BRUCHSAL, a town of Germany, in the grand-duchy of Baden, prettily situated on the Saalbach, 14 m. N. from Karlsruhe, and an important junction on the main railway from Mannheim to Constance. Pop. (1900), including a small garrison, 13,555. There are an Evangelical and four Roman Catholic churches, among the latter that of St Peter, the burial-place of the bishops of Spires, whose princely residence (now used as a prison) lies in the vicinity. Bruchsal has a fine palace, with beautiful grounds attached, a town hall, a classical, a modern and a commercial school, and manufactures of machinery, paper, tobacco, soap and beer, and does a considerable trade in wine.
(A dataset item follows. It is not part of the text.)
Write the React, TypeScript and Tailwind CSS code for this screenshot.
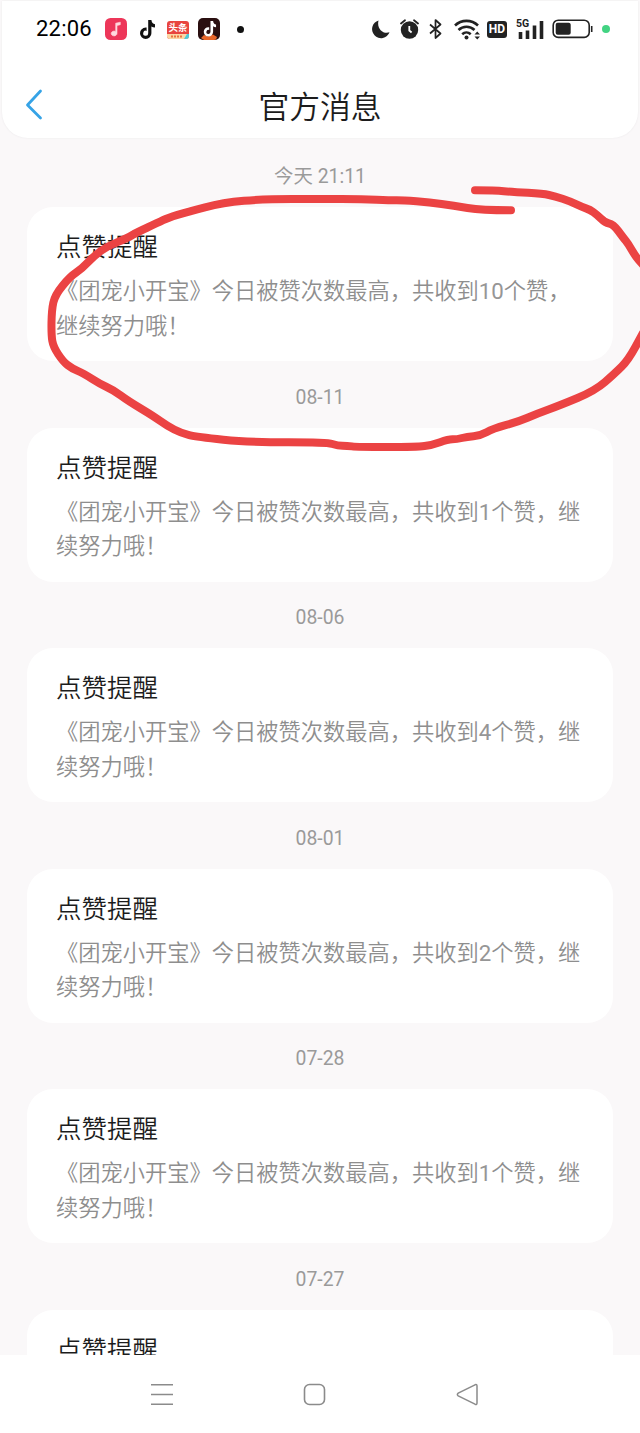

Bruchsal (mentioned in 937 as Bruxolegum) was originally a royal villa (Königshof) belonging to the emperors and German kings. Given in 1002 to Otto, duke of Franconia, it was inherited by the cadet line of Spires, the head of which, the emperor Henry III., gave it to the see of Spires in 1095. From 1105 onward it became the summer residence of the bishops, who in 1190 bought the Vogtei (advocateship) from the counts of Calw, and the place rapidly developed into a town. It remained in the possession of the bishops till 1802, when by the treaty of Lunéville it was ceded, with other lands of the bishopric on the right bank of the Rhine, to Baden. The Peasants' War during the Reformation period first broke out in Bruchsal. In 1609 it was captured by the elector palatine, and in 1676 and 1698 it was burnt down by the French. In 1849 it was the scene of an engagement between the Prussians and the Baden revolutionists.
See Rössler,Geschichte der Stadt Bruchsal (2nd ed., Bruchsal, 1894).
BRUCINE, C23H26N2O4, an alkaloid isolated in 1819 by J. Pelletier and J.B. Caventou from "false Angustura bark." It crystallizes in prisms with four molecules of water; when anhydrous it melts at 178°. It is very similar to strychnine (q.v.), both chemically and physiologically.